3.3 過去形・連用形・補助動詞との接続
「感極まった」「感極まり」「感極まって」といった形で文章内に自然に取り入れられます。
例:
感極まった表情を浮かべる。
感極まり涙を流す。
感極まって声を詰まらせた。
4. 「感極まる」と混同しやすい表現
4.1「胸がいっぱいになる」との違い
「胸がいっぱいになる」は感情が高まり心が満たされる表現ですが、「感極まる」はその結果として涙や声が出なくなるなどの外的反応が含まれる点で異なります。
4.2「涙する」との違い
「涙する」は涙を流す行為そのものですが、「感極まる」は感情の高まりによる涙や行動の結果を含みます。
4.3「感動する」との違い
「感動する」は比較的広い意味を持ちますが、「感極まる」は感動の度合いが極限に達した状態に限って使われます。
5. 「感極まる」の類語と言い換え表現
5.1 類語一覧と使い分け
胸が熱くなる
胸に迫る
涙があふれる
言葉を失う
気持ちが込み上げる
これらの表現は、「感極まる」とほぼ同じ感情の高まりを表現しますが、場面に応じて使い分けると自然な表現になります。
5.2 丁寧な場での言い換え
フォーマルな場では「感無量」「感慨深い」という言葉が適しています。
例:この瞬間を迎えられて感無量です。
5.3 カジュアルな言い換え
日常会話では「感動して泣きそう」「ぐっときた」など、より軽めの表現が使われます。
6. 「感極まる」の英語表現
6.1 直訳に近い表現
be overwhelmed with emotion
be overcome by feelings
be moved to tears
例:She was overwhelmed with emotion and couldn’t speak.
6.2 感情を伝える自然な英訳
I was so touched I couldn't hold back my tears.
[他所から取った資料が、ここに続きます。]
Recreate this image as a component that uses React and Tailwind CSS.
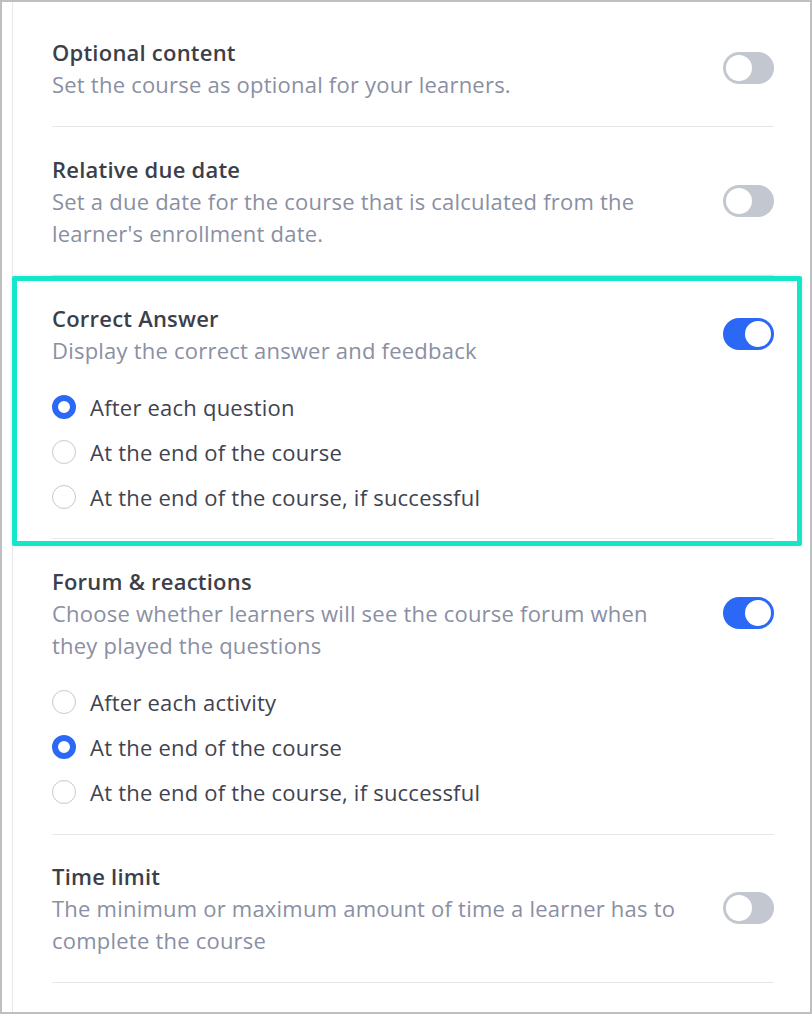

My heart was filled with emotion.
場面に応じて直訳せず、自然な感情表現にすることがポイントです。
7. 「感極まる」の注意点と誤用例
7.1 過剰な場面での使用
小さな感情の動きに対して「感極まる」を使うと、大げさに聞こえる場合があります。使用場面を選びましょう。
7.2 「感極める」などの誤変換
「感極まる」は自動詞のため、誤って「感極める」として他動詞的に使うのは誤用です。
例(誤用):感情を感極める
例(正):彼は感極まって泣いた
7.3 敬語とのバランス
丁寧に言いたいあまり、不自然な言い回しになることがあります。例:「感極まっておられました」はやや不自然な表現です。
8. まとめ
「感極まる」は、深い感動や強い感情の高まりを表す美しい日本語表現です。正しく意味を理解し、文脈に応じて使い分けることで、感情の伝達力が格段に上がります。ビジネスや日常会話、スピーチでも活躍する表現なので、ぜひ身につけておきましょう。